9 Oct 2016

The Tale of the Troublesome Toothache

Aargh! My tooth hurts! The dratted thing has been poked and prodded many times over the years. I even managed to see some humour in my agonising gnashers and penned a few verses as an ode to my crumbling teeth. (Read it here if funny poems are your thing or you just fancy a chuckle).

                   The Tale of the Troublesome Toothache

Just as I was being lulled into a sense of complacency about its existence, the pain has once again reared its ugly head. I can’t bite, I can’t chew, I can’t even gargle as anything cold jangles my already jarred dental nerves into a defensive frenzy.
Anyone who has suffered the torment of a toothache will know what I am talking about. For those of you blessed with that flawless set of pearly whites, stop being so smug, you b*******! There. I’ve gone all sweary on my blog now. 

That’s what a toothache does to you. It brings out your inner beast. It makes you sensitive (Yikes! That pun was so not intended) to the smallest provocation, as you whine in agony and try your darndest to soothe that excruciating inflammation throbbing away in your jaw.

If you think these harrowing details are cringe-worthy, spare a thought for all the horrifying misconceptions that exist in the world of teeth. Like how you lose a tooth for every pregnancy you have. I sort of wish that one was true, for it would mean I would only ever have lost the one tooth instead of an entire mouthful. Err, just to clarify, I have 32 very rotten teeth but I haven't actually lost any. Small mercies, and all that.

Or how brushing with lemon juice can make your teeth sparkly white.

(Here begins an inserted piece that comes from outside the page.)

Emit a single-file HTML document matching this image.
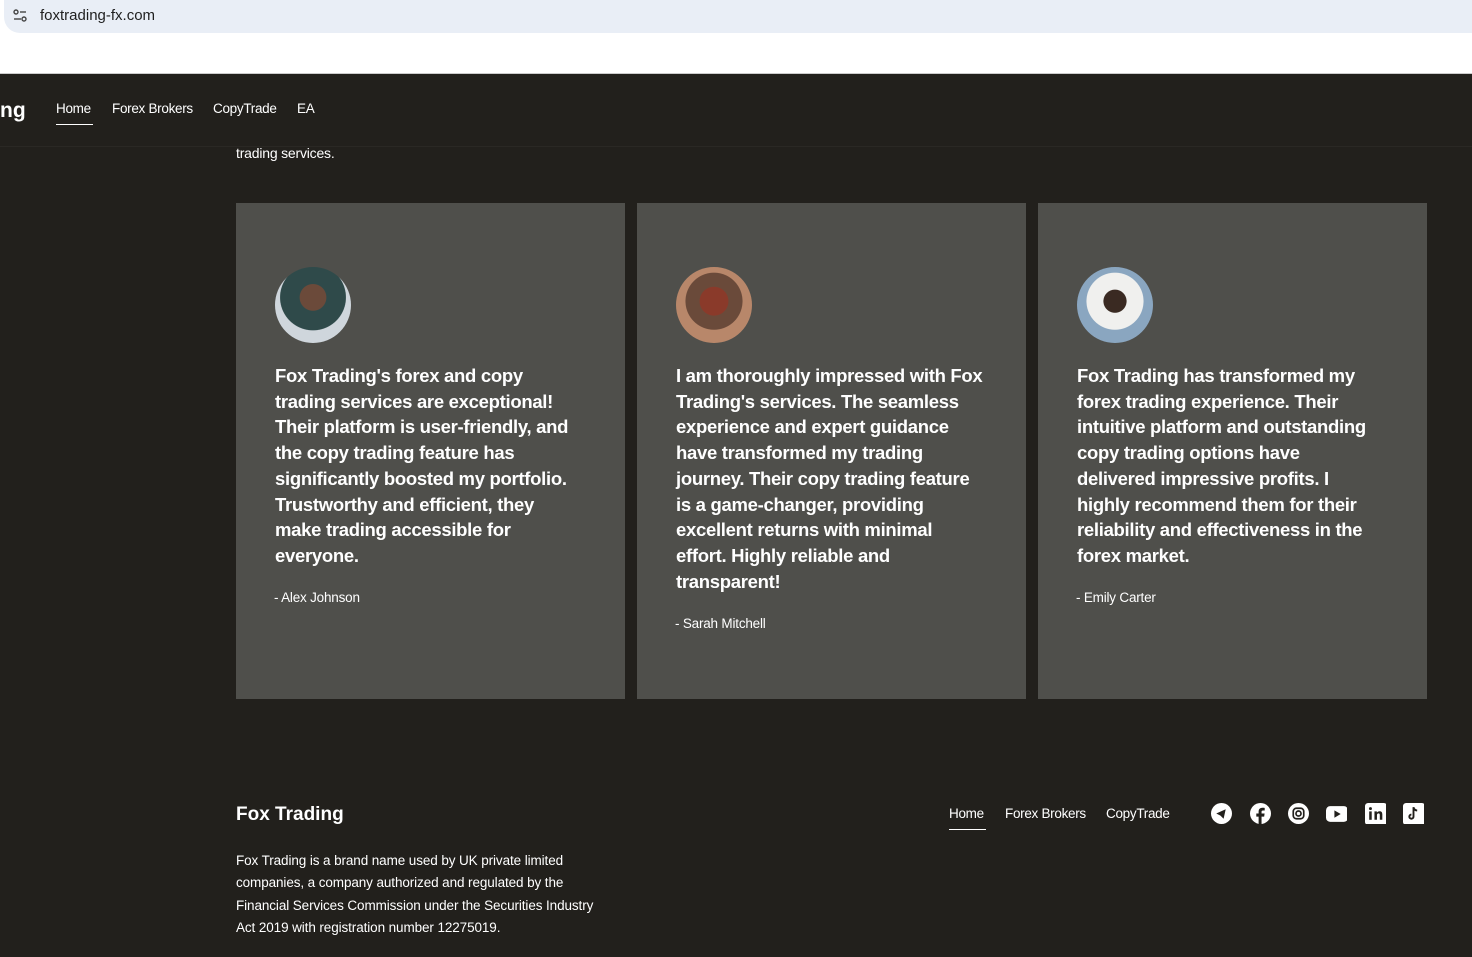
<!DOCTYPE html>
<html><head><meta charset="utf-8"><style>
*{margin:0;padding:0;box-sizing:border-box}
body{width:1472px;height:957px;overflow:hidden;background:#22201c;font-family:"Liberation Sans",sans-serif;color:#fff;position:relative}
.bar{position:absolute;left:0;top:0;width:1472px;height:74px;background:#fff;border-bottom:1px solid #ccc}
.pill{position:absolute;left:4px;top:0;width:1480px;height:33px;background:#e9eef6;border-radius:0 0 0 16px}
.url{position:absolute;left:40px;top:7px;font-size:15px;color:#1f1f1f}
.nav{position:absolute;top:101px;font-size:13.5px;letter-spacing:-0.3px;color:#fff}
.sep{position:absolute;left:0;top:146px;width:1472px;height:1px;background:#2a2824}
.card{position:absolute;top:203px;width:389px;height:496px;background:#4f4f4b}
.av{position:absolute;left:39px;top:64px;width:76px;height:76px;border-radius:50%;background:radial-gradient(circle at 50% 40%,#6b4a3a 0 22%,#2f4a4a 23% 55%,#cfd6dc 56% 100%)}
.q{position:absolute;left:39px;top:160px;font-size:18.5px;font-weight:bold;line-height:25.7px;white-space:nowrap;letter-spacing:-0.3px}
.n{position:absolute;left:38px;font-size:13.5px;letter-spacing:-0.2px}
.foot{position:absolute;font-size:13.5px;letter-spacing:-0.3px}
.ic{position:absolute;top:803px;width:21px;height:21px}
</style></head><body>
<div class="bar"><div class="pill"></div>
<svg style="position:absolute;left:13px;top:9px" width="14" height="14" viewBox="0 0 14 14" fill="none" stroke="#444" stroke-width="1.4"><circle cx="3" cy="3" r="2"/><line x1="7" y1="3" x2="13" y2="3"/><circle cx="11" cy="10" r="2"/><line x1="1" y1="10" x2="8" y2="10"/></svg>
<div class="url">foxtrading-fx.com</div></div>
<div style="position:absolute;left:0;top:99px;font-size:21px;font-weight:bold">ng</div>
<div class="nav" style="left:56px">Home</div>
<div style="position:absolute;left:56px;top:124px;width:37px;height:1px;background:#fff"></div>
<div class="nav" style="left:112px">Forex Brokers</div>
<div class="nav" style="left:213px">CopyTrade</div>
<div class="nav" style="left:297px">EA</div>
<div class="sep"></div>
<div style="position:absolute;left:236px;top:145px;font-size:14px;letter-spacing:-0.2px">trading services.</div>

<div class="card" style="left:236px"><div class="av"></div>
<div class="q">Fox Trading's forex and copy<br>trading services are exceptional!<br>Their platform is user-friendly, and<br>the copy trading feature has<br>significantly boosted my portfolio.<br>Trustworthy and efficient, they<br>make trading accessible for<br>everyone.</div>
<div class="n" style="top:387px">- Alex Johnson</div></div>

<div class="card" style="left:637px"><div class="av" style="background:radial-gradient(circle at 50% 45%,#8a3a2a 0 25%,#6a4a3a 26% 50%,#b8876a 51% 100%)"></div>
<div class="q">I am thoroughly impressed with Fox<br>Trading's services. The seamless<br>experience and expert guidance<br>have transformed my trading<br>journey. Their copy trading feature<br>is a game-changer, providing<br>excellent returns with minimal<br>effort. Highly reliable and<br>transparent!</div>
<div class="n" style="top:413px">- Sarah Mitchell</div></div>

<div class="card" style="left:1038px"><div class="av" style="background:radial-gradient(circle at 50% 45%,#3a2a22 0 20%,#f0f0ee 21% 50%,#8aa6c0 51% 100%)"></div>
<div class="q">Fox Trading has transformed my<br>forex trading experience. Their<br>intuitive platform and outstanding<br>copy trading options have<br>delivered impressive profits. I<br>highly recommend them for their<br>reliability and effectiveness in the<br>forex market.</div>
<div class="n" style="top:387px">- Emily Carter</div></div>

<div class="foot" style="left:236px;top:804px;font-size:19px;font-weight:bold;letter-spacing:0">Fox Trading</div>
<div class="foot" style="left:236px;top:850px;font-size:13.5px;line-height:22.3px;letter-spacing:-0.1px">Fox Trading is a brand name used by UK private limited<br>companies, a company authorized and regulated by the<br>Financial Services Commission under the Securities Industry<br>Act 2019 with registration number 12275019.</div>
<div class="foot" style="left:949px;top:806px">Home</div>
<div style="position:absolute;left:949px;top:829px;width:37px;height:1px;background:#fff"></div>
<div class="foot" style="left:1005px;top:806px">Forex Brokers</div>
<div class="foot" style="left:1106px;top:806px">CopyTrade</div>
<svg class="ic" style="left:1211px" viewBox="0 0 20 20"><circle cx="10" cy="10" r="10" fill="#fff"/><path d="M5 10l9-4-2 9-3-3z" fill="#22201c"/></svg>
<svg class="ic" style="left:1250px" viewBox="0 0 20 20"><circle cx="10" cy="10" r="10" fill="#fff"/><path d="M11 20v-7h2.5l.4-3H11V8.5c0-.8.3-1.3 1.4-1.3H14V4.6c-.3 0-1.2-.1-2.2-.1-2.2 0-3.6 1.300-3.6 3.7V10H6v3h2.2v7z" fill="#22201c"/></svg>
<svg class="ic" style="left:1288px" viewBox="0 0 20 20"><circle cx="10" cy="10" r="10" fill="#fff"/><rect x="5" y="5" width="10" height="10" rx="3" fill="none" stroke="#22201c" stroke-width="1.6"/><circle cx="10" cy="10" r="2.4" fill="none" stroke="#22201c" stroke-width="1.6"/></svg>
<svg class="ic" style="left:1326px" viewBox="0 0 20 20"><rect x="0" y="3" width="21" height="15" rx="4" fill="#fff"/><path d="M8 7v7l6-3.5z" fill="#22201c"/></svg>
<svg class="ic" style="left:1365px" viewBox="0 0 20 20"><rect width="21" height="21" rx="3" fill="#fff"/><rect x="4" y="8" width="2.4" height="8" fill="#22201c"/><circle cx="5.2" cy="5.3" r="1.4" fill="#22201c"/><path d="M9 8h2.3v1.2c.5-.9 1.5-1.4 2.6-1.4 2 0 2.6 1.2 2.6 3.2V16h-2.4v-4.5c0-1-.3-1.6-1.2-1.6s-1.5.6-1.5 1.7V16H9z" fill="#22201c"/></svg>
<svg class="ic" style="left:1403px" viewBox="0 0 20 20"><rect width="21" height="21" rx="3" fill="#fff"/><path d="M10 4v9a2 2 0 1 1-2-2" fill="none" stroke="#22201c" stroke-width="1.8"/><path d="M10 4c.3 2 1.5 3 3.5 3.2" fill="none" stroke="#22201c" stroke-width="1.8"/></svg>
</body></html>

Non! Not now, not ever. For someone who has long suffered the misery of acid erosion on their teeth, I should know. Think, people. Think.

Lemon juice = sour, tangy = citric acid = eroded tooth enamel = tooth misery.

I say this to my son, twice a day, every day, as we battle the 2-minute toothbrush timer. Be sensible around your teeth (and other things too). You don’t want your teeth to go all achy like mine have. So let us brush twice every day and let's eat those sweet treats only at mealtimes. We will go and see the dentist when we are pencilled in to, so we keep them gnashers in top shape and shining pearly white.